Musica, maestro!
Come la transumanza, anche l’estate in malga sarebbe probabilmente idilliaca solo per metà senza il suono dei campanacci. I modelli mutano rispetto alle ricorrenze: oltre a quelli da pascolo, ce ne sono di riccamente decorati per occasioni speciali – come fiere, matrimoni o anniversari –, considerati pezzi rari di cui appassionati collezionisti vanno orgogliosi. Alain Gamper, pastore e fabbro di campane originario proprio del paese San Nicolò in Val d’Ultimo, ce ne racconta l’arte della realizzazione.
Da qualche anno Lei si sta specializzando nella realizzazione di campane: è una passione che Le è stata tramandata?
No, sono un autodidatta, anche perché difficilmente i mastri forgiatori svelano i loro segreti. Anche se fabbro di istruzione, devo ammettere che inizialmente non è stato semplice e i primi tentativi sono stati a dir poco fallimentari. Poi, però, complice la passione, i risultati sono arrivati e ora forgio campane anche su ordinazione e per mostre.
Come Le è venuta l’idea?
Da quando lavoro come pastore, mi sono reso conto di quanto sia fondamentale poter riconoscere le mucche fuori portata visiva tramite il rintocco della campana, così da sapere sempre dove sono e cosa fanno anche in caso di nebbia e soprattutto senza fare troppi passi, visto che il territorio è vasto. Infatti, si assegna un campanaccio particolare alla “capo mandria” o a quelle che tendono ad allontanarsi dal gruppo.
Quali elementi rendono “riconoscibile” una campana, cosa ne determina il suono?
Innanzitutto, le campane realizzate a mano, come faccio io e pochi altri artigiani in Alto Adige, sono pezzi unici e anche il tono stesso porta la firma dell’autore. Dopodiché, a rendere il suono più acuto o più grave, è il grado di durezza e lo spessore della lamiera di cui sono realizzate, nonché la qualità e quantità della lega usata per saldare. Io forgio sia campane in acciaio battuto brasate con lega in argento che ottonate.
Incide anche la forma?
Naturalmente! Esistono modelli piatti, tondi e semitondi; questi ultimi sono, a mio parere, i migliori in termini di sonorità. In generale, è fondamentale che il suono sia chiaro, armonico, pieno e udibile anche a grande distanza.
Quali sono le fasi di lavorazione per forgiare un campanaccio?
Nel metodo tirolese, a differenza di quello svizzero ad esempio, le campane vengono realizzate da un unico pezzo e non saldando insieme due metà.

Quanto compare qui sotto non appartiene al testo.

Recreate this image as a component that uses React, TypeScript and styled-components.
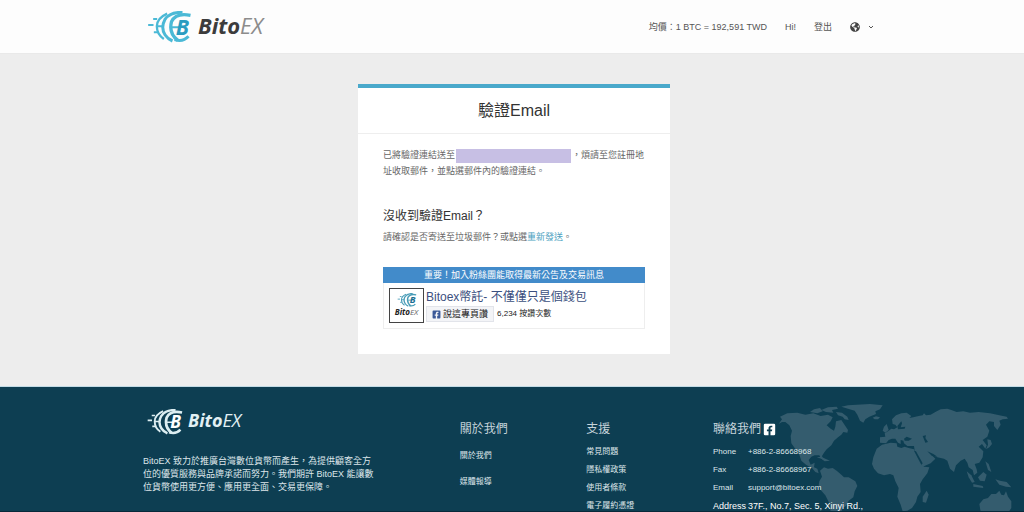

Questo comporta che le campane tirolesi, a parità di grandezza, pesino meno: aspetto non da sottovalutare dato che gli animali le devono portare al collo per mesi. Dunque, per prima cosa si ritaglia la sagoma dalla lamiera, a seconda della forma e della dimensione che avrà la campana. Dopodiché si modella con incudine e martello unendo le due facce con un rivetto (Niet) e battendo bene affinché passi sin d’ora meno aria possibile. Si praticano quindi due fori per infilare l’archetto (Hiag) dove verranno attaccati successivamente il batacchio (Klachl) da un lato e il collare dall’altro. Dunque si passa alla brasatura (löten), ovvero un tipo di saldatura con l’aggiunta di materiale d’apporto che ha temperatura di fusione inferiore alla lamiera stessa, la quale viene così semplicemente riscaldata e non fusa. Questo passaggio serve a togliere completamente l’aria, altrimenti la campana non suonerebbe. A questo punto, è necessario ripulire e lucidare la campana, inscurita dalla brasatura, con spazzole e acidi appositi e darle così un aspetto uniforme. Come ultimissimo step, che è anche quello più delicato e decisivo, la campana va accuratamente intonata (stimmen).
Detto così pare quasi che la campana canti…
Certo, infatti è esattamente ciò che fa. La campana ha una sua bocca, che è l’apertura inferiore, così come una cavità: si può regolarne il tono aggiustando la curvatura delle labbra o della pancia verso l’interno o verso l’esterno, un po’ come noi apriamo e chiudiamo la bocca per pronunciare vocali più chiare come la “a” o più scure come la “o”. Inoltre, le campane, come le persone, hanno un proprio timbro di voce e vanno mescolate con sapienza e sensibilità per avere una proporzione armonica e inimitabile al pascolo.
Ecco allora che assegnare i campanacci a inizio estate è come dirigere un’orchestra, affidando gli strumenti agli animali in base al carattere e alla predisposizione degli stessi. C’è poi anche da dire che il suono, tanto quanto le tecniche di realizzazione dei campanacci, varia un po’ come i dialetti: ciò che in una zona è caratteristico e quindi considerato il migliore, viene magari disdegnato altrove.